To that end: "The inclusion of large-scale and SMR nuclear in the 2030 cost comparison is only as a point of interest rather than practicality."
"The second issue we found with large-scale nuclear, or the small modular reactors, is that they'll take around 15 years before we can have the first operational plant," Mr Graham said.
"When we deploy any technology in Australia, there's a lead-up time where you have to plan, get [permission], organise some financing and maybe who you're going to sell the electricity to.
"That all takes time before you can even start construction. What we found with large-scale nuclear was that they've got a longer development time than other technologies in Australia.
"The first is the legal hurdle — we'd have to make it legal to deploy nuclear power.
"The second is they've got extra safety and security steps that other technologies don't have because of the nuclear material.
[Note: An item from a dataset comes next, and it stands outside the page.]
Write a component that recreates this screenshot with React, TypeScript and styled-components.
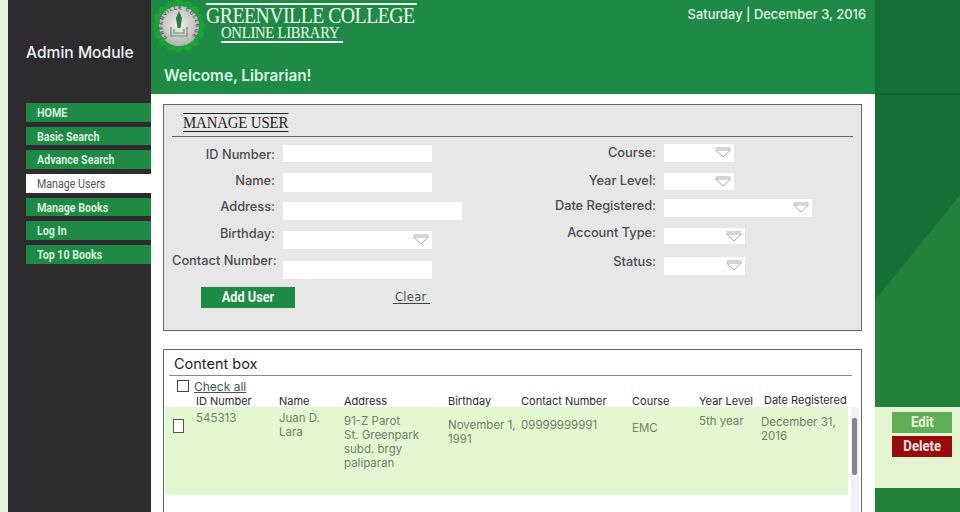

"And finally, they have the longest construction time of any technology — between about four to six years. That's why it takes so long to deploy nuclear."
Mr O'Brien refused to say when coal would exit the grid under the Coalition's policy, only that "none of those plants should be forced out of the grid prematurely."
"We do not support the premature closure of coal-fired power stations, we believe we should be pouring more gas into the market and we need to fix the debacle that Labor has started in trying to push for 82 per cent renewables by 2030," he said.
The government does not decide when power plants are closed, instead, operators have to give three years' notice before closing. But Australia's ageing coal fleet is increasingly being hit by outages, and AEMO has raised concerns plants could close before new generation has been built.
Cheapest power from wind, solar
According to the CSIRO, reliably estimating any "first-of-a-kind premium" for nuclear was too fraught to try because the technology had never been built locally.
But it noted this was not unique to nuclear, saying similar caveats applied to the cost estimates for coal- and gas-fired power with carbon capture and storage as well as offshore wind.
The agency said onshore wind and solar were still the cheapest forms of new electricity even when accounting for the cost of the capacity — such as batteries, pumped hydro plants and high-voltage power lines — needed to back them up.
It said the average cost of new "variable renewable energy projects" was $119/MWh in 2023 and it would fall to $99/MWh by 2030.
This was despite wind suffering a major increase in costs and being the "slowest" to recover from the "global inflationary pressures associated with the pandemic".
Mr Graham noted offshore wind was likely to be about twice as expensive as onshore wind.
Solar thermal plants, which are different from the photovoltaic cells that dominate the solar industry now, were more competitive but still relatively expensive, he added.
With a complete overhaul of Australia's electricity system already well underway, Mr Graham said getting the balance right between low costs and timely new supply was critical.
"We also have to manage the supply and demand balance as we go," he said.
"If we retire things too quickly without replacing them with capacity, new capacity, then we run the risk of creating a supply-demand imbalance, which can then lead to higher prices.
"We have to make sure that we're replacing the capacity that retires with a like level of new capacity."